The goal is to identify an executive who will sponsor a project and find a budget in the absence of an evaluation.
Procurement Grows Stronger — Commoditization
Another impact of the down economy is that procurement has gained more power. Procurement has always been a stakeholder, with greater strength in government than in the commercial sector. In the down economy, though, its strength has grown as efforts have increased to drive cost out of companies so that they can compete globally.
As a result, sales cycles, after the vendor-selection decision, have developed a second crucible for the approval cycle, which can be as difficult and lengthy as the process for winning the business itself. This means that after earning the business, we need to better equip our sponsors with a business case for the economic buyer.
The best practice is to become more proactive in this phase of the process rather than leaving it up to the client.
As the economy declines, companies focus on cost cutting rather than on innovation or revenue-generating activities. This has been reinforced by the global impact on prices from low-cost producers in Asia. As a result, procurement has more power, even over strategic purchases.
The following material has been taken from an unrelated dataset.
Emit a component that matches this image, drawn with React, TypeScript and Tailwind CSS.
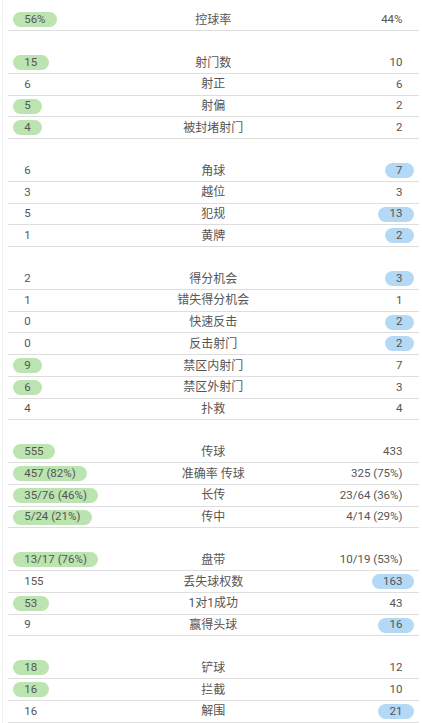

By nature, procurement is inclined to ignore value and focus on price. In fact, procurement managers are measured and rewarded for it. The end users are the ones who understand value. This is why procurement people try to separate you from them at the end of the sale. Commoditization is not only a sport to these people, it is also a way of life. Even when they understand strategic value, they are trained to ignore it — at least in front of you.
They will say such things as, "I don't know. You all look the same to me, but you're more expensive. What can you do for us on the price?" Left unchecked, these people will drive you to the door and then catch you by the coattails.